Well, if engineer making fragile things is a bad one, it is time to kick the collective butt of all the Intel's engineers. Do you hear that, CEO of Intel?
Killing and eating are two different things is my book, but OK. I still do not know what the problem is with animals that can kill men anyway? Again: part of the ecosystem. They all have their role to fulfil, don't they? They are not existing for the sole purpose of try and wipe out the human race for the amusement of God, they are part of the aforementioned equilibrium. But I have to admit, there are animals that are capable of killing us / eating us and we can not eat them.
If you want in-depth analysis of the Biblical texts with hundred - places long bibliography, I think forum posts aren't the way to go. At the very least, Jesus ate fish, so eating animals is no problem with God. Also, again, being eaten is not the sole purpose of all the animals; sustaining humans in various ways is.
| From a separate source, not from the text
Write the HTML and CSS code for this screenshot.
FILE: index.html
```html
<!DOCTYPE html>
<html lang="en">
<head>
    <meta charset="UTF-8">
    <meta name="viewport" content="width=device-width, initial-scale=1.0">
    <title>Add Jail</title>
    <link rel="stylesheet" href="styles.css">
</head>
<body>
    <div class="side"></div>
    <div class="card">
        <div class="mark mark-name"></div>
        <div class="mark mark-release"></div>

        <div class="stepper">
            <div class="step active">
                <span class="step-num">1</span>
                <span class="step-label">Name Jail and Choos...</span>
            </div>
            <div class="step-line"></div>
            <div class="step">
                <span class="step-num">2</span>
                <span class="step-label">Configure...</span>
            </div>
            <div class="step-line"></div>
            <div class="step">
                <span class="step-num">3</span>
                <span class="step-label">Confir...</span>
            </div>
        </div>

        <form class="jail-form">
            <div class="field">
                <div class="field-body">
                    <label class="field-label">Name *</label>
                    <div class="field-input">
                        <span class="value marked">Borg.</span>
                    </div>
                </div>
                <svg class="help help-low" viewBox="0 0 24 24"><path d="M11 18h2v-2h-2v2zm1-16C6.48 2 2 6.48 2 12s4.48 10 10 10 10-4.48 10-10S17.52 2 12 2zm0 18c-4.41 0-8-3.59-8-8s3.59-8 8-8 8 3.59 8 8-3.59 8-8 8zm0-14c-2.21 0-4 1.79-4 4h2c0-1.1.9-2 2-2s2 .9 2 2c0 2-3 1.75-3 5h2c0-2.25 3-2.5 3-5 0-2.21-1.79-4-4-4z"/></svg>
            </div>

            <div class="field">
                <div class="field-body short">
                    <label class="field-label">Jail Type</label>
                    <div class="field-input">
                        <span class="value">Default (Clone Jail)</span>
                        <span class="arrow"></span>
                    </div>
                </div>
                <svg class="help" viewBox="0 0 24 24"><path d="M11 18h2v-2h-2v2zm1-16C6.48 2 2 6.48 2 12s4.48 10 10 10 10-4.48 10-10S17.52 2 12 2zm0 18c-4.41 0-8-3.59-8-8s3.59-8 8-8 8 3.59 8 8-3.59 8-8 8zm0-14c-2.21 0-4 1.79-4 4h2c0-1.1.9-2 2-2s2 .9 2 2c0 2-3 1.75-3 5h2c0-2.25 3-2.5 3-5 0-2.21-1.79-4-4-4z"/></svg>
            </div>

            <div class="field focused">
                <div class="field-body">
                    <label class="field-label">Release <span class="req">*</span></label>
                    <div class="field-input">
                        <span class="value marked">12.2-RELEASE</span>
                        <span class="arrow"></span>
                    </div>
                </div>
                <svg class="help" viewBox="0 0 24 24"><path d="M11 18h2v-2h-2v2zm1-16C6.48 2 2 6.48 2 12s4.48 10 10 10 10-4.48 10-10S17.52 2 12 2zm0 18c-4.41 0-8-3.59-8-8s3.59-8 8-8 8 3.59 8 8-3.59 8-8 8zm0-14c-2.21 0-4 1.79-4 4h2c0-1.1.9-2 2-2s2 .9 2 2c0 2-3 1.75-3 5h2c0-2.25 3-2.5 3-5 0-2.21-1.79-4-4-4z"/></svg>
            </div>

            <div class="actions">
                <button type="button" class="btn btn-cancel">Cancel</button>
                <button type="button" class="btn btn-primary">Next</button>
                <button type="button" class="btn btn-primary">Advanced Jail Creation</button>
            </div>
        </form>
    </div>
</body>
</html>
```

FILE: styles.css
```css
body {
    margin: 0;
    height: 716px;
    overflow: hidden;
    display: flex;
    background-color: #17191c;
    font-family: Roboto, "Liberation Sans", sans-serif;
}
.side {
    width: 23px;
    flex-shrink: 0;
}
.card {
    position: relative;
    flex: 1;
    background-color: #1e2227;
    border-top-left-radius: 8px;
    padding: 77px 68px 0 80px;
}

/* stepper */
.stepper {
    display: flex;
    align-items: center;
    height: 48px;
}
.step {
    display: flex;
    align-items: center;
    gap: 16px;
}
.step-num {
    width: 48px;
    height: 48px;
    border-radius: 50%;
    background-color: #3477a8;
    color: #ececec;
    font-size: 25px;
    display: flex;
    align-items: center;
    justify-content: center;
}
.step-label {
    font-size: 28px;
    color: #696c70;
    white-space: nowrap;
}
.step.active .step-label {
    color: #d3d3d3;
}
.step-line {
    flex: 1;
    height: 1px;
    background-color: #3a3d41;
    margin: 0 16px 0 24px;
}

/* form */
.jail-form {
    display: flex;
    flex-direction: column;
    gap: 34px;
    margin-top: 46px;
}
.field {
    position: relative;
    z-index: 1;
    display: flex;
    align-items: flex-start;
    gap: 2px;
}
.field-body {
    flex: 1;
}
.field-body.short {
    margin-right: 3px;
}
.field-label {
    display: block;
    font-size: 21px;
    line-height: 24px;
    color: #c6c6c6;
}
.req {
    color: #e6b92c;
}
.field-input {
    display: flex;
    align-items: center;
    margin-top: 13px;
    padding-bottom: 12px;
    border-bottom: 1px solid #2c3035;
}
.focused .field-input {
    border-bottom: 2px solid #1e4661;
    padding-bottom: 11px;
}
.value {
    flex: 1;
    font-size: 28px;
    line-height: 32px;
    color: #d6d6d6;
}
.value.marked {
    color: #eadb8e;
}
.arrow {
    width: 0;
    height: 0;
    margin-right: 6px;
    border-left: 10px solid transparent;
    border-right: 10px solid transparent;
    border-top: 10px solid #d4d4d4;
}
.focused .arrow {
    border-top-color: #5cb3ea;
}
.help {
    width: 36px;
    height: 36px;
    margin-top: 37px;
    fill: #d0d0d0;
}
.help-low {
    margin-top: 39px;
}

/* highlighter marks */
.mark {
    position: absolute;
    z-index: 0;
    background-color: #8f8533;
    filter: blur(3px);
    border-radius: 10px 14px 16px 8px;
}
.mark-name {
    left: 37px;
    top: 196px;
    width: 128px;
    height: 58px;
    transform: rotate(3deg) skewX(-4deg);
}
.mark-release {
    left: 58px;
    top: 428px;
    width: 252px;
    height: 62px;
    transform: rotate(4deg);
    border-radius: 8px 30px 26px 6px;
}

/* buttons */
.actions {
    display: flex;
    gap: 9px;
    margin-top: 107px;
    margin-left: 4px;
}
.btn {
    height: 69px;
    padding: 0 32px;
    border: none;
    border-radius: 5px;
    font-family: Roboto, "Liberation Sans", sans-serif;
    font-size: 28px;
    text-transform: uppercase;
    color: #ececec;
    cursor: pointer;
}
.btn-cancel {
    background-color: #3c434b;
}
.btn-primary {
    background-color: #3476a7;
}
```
Yes, part of it is being those dogs that help blind people move around and stuff; they are not eaten by us, and they do not eat us, and yet they are important for us.
If Humankind's purpose it to till the earth, and whatnot, what are the religious beliefs on space travel/colonization?
Does God not matter outside of earth? Is it inherently sinful to leave the planet?
Well, Earth should be interpreted as Universe, since it was the only place created in the seven days when God made everything, at least as far as I know.
Sure. Only while we can not prove either existence or lack of existence of God, we need one assumption in each version: either we assume that there is God, or we assume that there is no God. Thus, Ockham tells us that that both seem equally viable.
That's not quite true.
One necessitates a god, but the other doesn't necessarily exclude a god. What it does exclude is the God from the Bible. Difference there.
Are we still talking about the 'animals exist to sustain mankind' vs 'animals exist for no reason whatsoever' here? Because it is debate so entirely different, it would probably go in other thread, something about philosophy, definition of assumption and stuff like that.